Washington Post Draws Fire for Fawning Obituary of Iranian Tyrant Khamenei
The Washington Post has penned yet another embarrassing eulogy for a deceased terrorist leader—this time transforming Iran’s brutal dictator Ayatollah Ali Khamenei into a grandfatherly figure with a “bushy white beard and easy smile” who enjoyed French literature.
The legacy media outlet’s shameful obituary reads more like a dating profile than a serious assessment of a murderous regime leader who systematically oppressed his people for over three decades.
Media Apologism Reaches New Low
The Post’s piece bizarrely focused on Khamenei’s supposed fondness for Persian poetry and Victor Hugo’s “Les Misérables”—an ironic choice given that the Ayatollah showed precisely zero mercy to the thousands of Iranians he imprisoned, tortured, and executed during his reign of terror.
The obituary described the late dictator as “avuncular” compared to his “constantly scowling” predecessor. It even suggested some Iranians considered him a “closet moderate.”
This is the same man who recently ordered the slaughter of 40,000 civilians. The same regime leader who brutally suppressed women’s rights, executed political dissidents, and funded terrorist organizations across the Middle East.
Conservative Critics Unleash Justified Outrage
The reaction was swift and scathing. Actor James Woods didn’t mince words: “This is how the Washington Post eulogized the dirt bag who murdered 40,000 innocent civilians this month. This is not satire.”
The Heritage Foundation’s Mary Vought nailed it with surgical precision: “This reads like a dating app profile.”
Other commentators highlighted the absurdity of describing a terrorist dictator as if he were “Santa Claus” rather than the butcher he truly was.
Podcast host Alec Lace summed up the sentiment perfectly: “The Washington Post just published a loving eulogy for terrorist dictator Ali Khamenei—like he’s a sweet grandfather, not the butcher who slaughtered thousands of Iranians and 600+ Americans.”
A Pattern of Disgraceful Behavior
This isn’t the Post’s first rodeo whitewashing terrorists. In 2019, when President Trump successfully ordered the elimination of ISIS leader Abu Bakr al-Baghdadi, the paper infamously described the barbaric terrorist as an “austere religious scholar.”
That phrase became an instant meme—a symbol of how disconnected elite media has become from reality and basic moral clarity.
Why This Matters
The Washington Post’s sympathetic treatment of one of the world’s most ruthless dictators reveals everything Americans need to know about mainstream media bias.
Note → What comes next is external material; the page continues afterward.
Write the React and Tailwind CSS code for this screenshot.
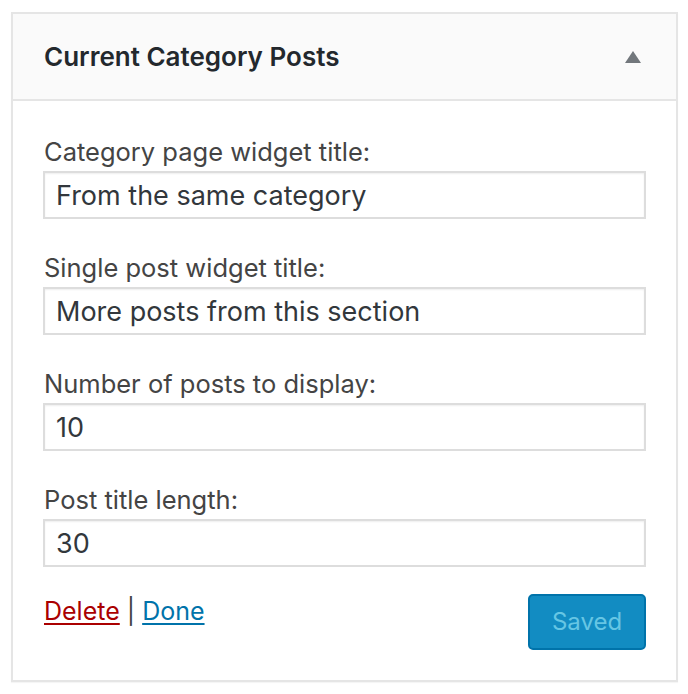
import React from 'react';

const fields = [
	{ label: 'Category page widget title:', value: 'From the same category' },
	{ label: 'Single post widget title:', value: 'More posts from this section' },
	{ label: 'Number of posts to display:', value: '10' },
	{ label: 'Post title length:', value: '30' },
];

export default function App() {
	return (
		<div
			className="min-h-screen bg-white pt-[12px] pl-[11px]"
			style={{ fontFamily: 'Inter, "Noto Sans", sans-serif' }}
		>
			<div className="w-[667px] border-2 border-[#e5e5e5] bg-white shadow-[0_1px_1px_rgba(0,0,0,0.04)]">
				<div className="flex h-[87px] items-center justify-between border-b-2 border-[#e5e5e5] bg-[#fafafa] pl-[31px] pr-[35px]">
					<h3 className="text-[26px] font-semibold text-[#23282d]">
						Current Category Posts
					</h3>
					<svg width="16" height="12" viewBox="0 0 16 12">
						<polygon points="8,0 16,12 0,12" fill="#72777c" />
					</svg>
				</div>
				<div className="px-[30px] pt-[36px] pb-[30px]">
					<div className="flex flex-col gap-[34px]">
						{fields.map((f) => (
							<div key={f.label}>
								<label className="block pl-px text-[25.5px] leading-[30px] text-[#444]">
									{f.label}
								</label>
								<input
									type="text"
									defaultValue={f.value}
									className="mt-[4px] block h-[48px] w-[603px] border-2 border-[#ddd] bg-white px-[11px] text-[27px] text-[#32373c] shadow-[inset_0_1px_2px_rgba(0,0,0,0.07)] outline-none"
								/>
							</div>
						))}
					</div>
					<div className="mt-[27px] flex items-start justify-between">
						<div className="pl-px pt-[2px] text-[25px] leading-[30px] text-[#444]">
							<a href="#" className="text-[#a00] underline underline-offset-[3px]">
								Delete
							</a>{' '}
							|{' '}
							<a href="#" className="text-[#0073aa] underline underline-offset-[3px]">
								Done
							</a>
						</div>
						<button
							disabled
							className="h-[56px] w-[118px] rounded-[5px] border-2 border-[#0073aa] bg-[#128cc2] text-[24px] text-[#66c6e4]"
						>
							Saved
						</button>
					</div>
				</div>
			</div>
		</div>
	);
}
These are the same outlets that lecture conservatives about “dangerous rhetoric” while literally softening the image of a regime that beats and shoots women for not wearing hijabs properly. The same journalists who demand accountability from Republican politicians while penning loving tributes to Islamic terrorist leaders.
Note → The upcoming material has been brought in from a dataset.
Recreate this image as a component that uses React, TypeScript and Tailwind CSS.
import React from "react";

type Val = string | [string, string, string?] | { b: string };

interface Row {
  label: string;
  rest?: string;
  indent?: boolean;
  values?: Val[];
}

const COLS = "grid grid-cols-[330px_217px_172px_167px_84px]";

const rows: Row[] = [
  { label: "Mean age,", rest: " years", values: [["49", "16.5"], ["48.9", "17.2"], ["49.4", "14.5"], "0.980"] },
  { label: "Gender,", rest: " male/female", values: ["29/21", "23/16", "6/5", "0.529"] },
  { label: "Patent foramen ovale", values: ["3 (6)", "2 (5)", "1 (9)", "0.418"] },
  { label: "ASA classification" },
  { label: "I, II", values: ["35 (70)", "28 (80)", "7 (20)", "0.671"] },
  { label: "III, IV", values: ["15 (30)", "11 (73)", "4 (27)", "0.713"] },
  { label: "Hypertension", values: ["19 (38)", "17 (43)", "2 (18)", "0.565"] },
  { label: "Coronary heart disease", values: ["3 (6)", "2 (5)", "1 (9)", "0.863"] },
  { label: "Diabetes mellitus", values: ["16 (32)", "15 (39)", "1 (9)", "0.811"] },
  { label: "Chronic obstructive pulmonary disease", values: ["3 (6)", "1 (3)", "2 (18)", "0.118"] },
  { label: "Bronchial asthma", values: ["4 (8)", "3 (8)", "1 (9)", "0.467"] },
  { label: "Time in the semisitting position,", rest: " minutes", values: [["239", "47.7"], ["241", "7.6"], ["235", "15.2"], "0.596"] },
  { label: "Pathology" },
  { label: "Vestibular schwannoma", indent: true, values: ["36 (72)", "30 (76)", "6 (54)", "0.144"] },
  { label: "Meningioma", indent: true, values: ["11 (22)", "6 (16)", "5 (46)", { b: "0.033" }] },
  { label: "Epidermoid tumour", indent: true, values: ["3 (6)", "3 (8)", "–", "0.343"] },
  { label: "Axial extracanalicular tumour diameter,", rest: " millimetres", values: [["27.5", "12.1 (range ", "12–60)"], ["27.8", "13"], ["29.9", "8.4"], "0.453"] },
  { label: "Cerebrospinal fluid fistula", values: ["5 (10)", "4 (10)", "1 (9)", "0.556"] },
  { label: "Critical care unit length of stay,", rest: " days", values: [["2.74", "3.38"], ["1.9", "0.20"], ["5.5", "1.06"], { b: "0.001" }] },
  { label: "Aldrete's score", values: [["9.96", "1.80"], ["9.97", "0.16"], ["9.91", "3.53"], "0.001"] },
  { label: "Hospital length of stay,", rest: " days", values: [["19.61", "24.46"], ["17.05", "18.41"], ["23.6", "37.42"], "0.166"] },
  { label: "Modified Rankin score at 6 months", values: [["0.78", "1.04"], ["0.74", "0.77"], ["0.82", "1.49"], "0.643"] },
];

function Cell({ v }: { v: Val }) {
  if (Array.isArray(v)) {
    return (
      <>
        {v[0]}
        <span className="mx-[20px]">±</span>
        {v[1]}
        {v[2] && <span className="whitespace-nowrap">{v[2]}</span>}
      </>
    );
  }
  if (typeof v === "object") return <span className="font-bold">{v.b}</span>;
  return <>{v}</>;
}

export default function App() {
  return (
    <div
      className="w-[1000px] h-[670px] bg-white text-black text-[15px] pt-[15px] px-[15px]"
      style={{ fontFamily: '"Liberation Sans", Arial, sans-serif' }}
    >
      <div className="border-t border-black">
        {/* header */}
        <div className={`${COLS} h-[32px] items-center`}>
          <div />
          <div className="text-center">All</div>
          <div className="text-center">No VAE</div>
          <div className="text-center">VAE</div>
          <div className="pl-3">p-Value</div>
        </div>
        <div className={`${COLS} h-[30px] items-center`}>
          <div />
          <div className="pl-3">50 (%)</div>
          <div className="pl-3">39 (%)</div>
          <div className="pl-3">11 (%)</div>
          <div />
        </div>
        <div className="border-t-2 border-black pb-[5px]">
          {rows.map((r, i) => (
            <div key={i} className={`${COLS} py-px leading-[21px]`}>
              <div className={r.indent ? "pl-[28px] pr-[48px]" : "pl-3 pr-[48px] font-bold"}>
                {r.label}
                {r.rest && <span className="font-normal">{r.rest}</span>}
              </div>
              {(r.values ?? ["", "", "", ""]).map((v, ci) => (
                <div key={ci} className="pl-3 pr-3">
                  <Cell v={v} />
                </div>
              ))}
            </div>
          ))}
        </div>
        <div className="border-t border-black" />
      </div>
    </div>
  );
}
Khamenei ruled Iran with an iron fist from 1989 until his death, serving as Supreme Leader after his tenure as president from 1981 to 1989. His regime funded Hezbollah, Hamas, and countless other terrorist organizations. He presided over the systematic oppression of women, religious minorities, and political dissidents.
This wasn’t a beloved grandfather. This was a tyrant who left a trail of blood and suffering across the Middle East.
The Media’s Moral Bankruptcy
When legacy outlets like the Washington Post choose to highlight a dictator’s “easy smile” instead of his crimes against humanity, they forfeit any claim to journalistic credibility.
Americans deserve better than media organizations that serve as PR firms for America’s enemies. We need journalists willing to call evil by its name—not spin doctors crafting sympathetic narratives for murderous regimes.
The Post’s Khamenei obituary stands as a monument to everything wrong with modern journalism: moral confusion, ideological bias, and a stunning inability to distinguish between good and evil.
The only appropriate obituary for Khamenei would focus on his victims—the thousands of Iranians who suffered under his brutal rule, the American service members killed by Iranian-backed militias, and the countless lives destroyed by the terrorism his regime exported worldwide.
Instead, we got a puff piece about his reading habits and facial hair.
Democracy dies in darkness, the Post likes to say. Apparently, so does moral clarity.